|
|
|
|
|
Werkgever en werknemer zijn vrij in het bepalen van de
inhoud van de pensioenovereenkomst, indien zij zich houden aan de bepalingen
van het arbeidsrecht en aan die van de Pensioenwet.
Partijen moeten expliciet vastleggen wat het karakter van de
pensioenovereenkomst is.
Voor een pensioenovereenkomst zijn drie varianten mogelijk:
1. een uitkeringsovereenkomst;
2. een kapitaalovereenkomst;
3. een premieovereenkomst.
Geen tussenregelingen
Zogenoemde ‘tussenregelingen’ zijn niet mogelijk. De voorheen in de praktijk wel gehanteerde term ‘beschikbarepremieregelingen
op basis van beoogd eindloon’, ofwel de ‘streefregelingen’
voldoet niet meer aan de eisen van de wet, omdat bij deelnemers de
indruk kan ontstaan dat de overeenkomst een uitkeringsovereenkomst is,
terwijl bepaalde risico’s voor hun rekening komen.
Het strikte
voorschrift om in de overeenkomst één van de hiervoorgenoemde drie
begrippen te hanteren en de deelnemers daarover voorlichting te verschaffen, moet ertoe leiden dat zij niet alleen duidelijkheid krijgen over hun rechten,
maar ook over de eventuele risico’s die zij lopen.

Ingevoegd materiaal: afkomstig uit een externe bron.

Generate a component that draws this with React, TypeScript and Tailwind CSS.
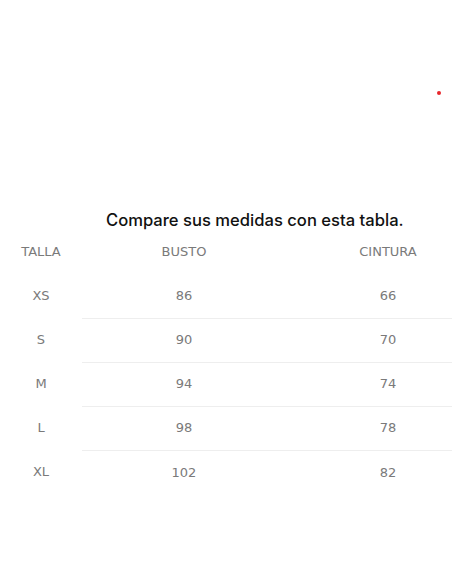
const rows = [
  { size: "XS", bust: "86", waist: "66" },
  { size: "S", bust: "90", waist: "70" },
  { size: "M", bust: "94", waist: "74" },
  { size: "L", bust: "98", waist: "78" },
  { size: "XL", bust: "102", waist: "82" },
];

export default function App() {
  return (
    <div
      className="h-[584px] w-[452px] overflow-hidden bg-white"
      style={{ fontFamily: '"DejaVu Sans", sans-serif' }}
    >
      <div className="flex h-[210px] justify-end pr-[11px] pt-[91px]">
        <span className="h-[4px] w-[4px] rounded-full bg-[#e8262b]" />
      </div>
      <h2
        className="pl-[106px] text-[16.6px] leading-[20px] font-medium whitespace-nowrap text-[#111]"
        style={{ fontFamily: "Inter, sans-serif" }}
      >
        Compare sus medidas con esta tabla.
      </h2>
      <table className="w-[490px] table-fixed border-collapse text-[13px] text-[#7a7a7a]">
        <colgroup>
          <col className="w-[82px]" />
          <col className="w-[204px]" />
          <col className="w-[204px]" />
        </colgroup>
        <thead>
          <tr className="h-[44px]">
            <th className="font-normal">TALLA</th>
            <th className="font-normal">BUSTO</th>
            <th className="font-normal">CINTURA</th>
          </tr>
        </thead>
        <tbody>
          {rows.map((r, i) => {
            const line = i < rows.length - 1 ? "border-b border-[#eeeeee]" : "";
            return (
              <tr key={r.size} className="h-[44px]">
                <th className="font-normal">{r.size}</th>
                <td className={`text-center ${line}`}>{r.bust}</td>
                <td className={`text-center ${line}`}>{r.waist}</td>
              </tr>
            );
          })}
        </tbody>
      </table>
    </div>
  );
}
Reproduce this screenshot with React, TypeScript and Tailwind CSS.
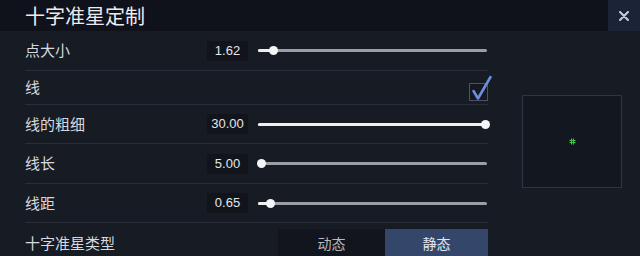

Wel is het toegestaan om de drie varianten naast elkaar in één pensioenovereenkomst
toe te passen. Zo kan bijvoorbeeld een ouderdomspensioen
bestaan uit de combinatie van een uitkeringsovereenkomst tot een
bepaalde inkomensgrens met een premieovereenkomst voor het gedeelte
boven die grens.
Geen beleggingsrisico in uitkeringsfase
De verschillen tussen een uitkerings-, kapitaal- en een premieovereenkomst zijn verschillen die optreden tijdens de opbouwfase.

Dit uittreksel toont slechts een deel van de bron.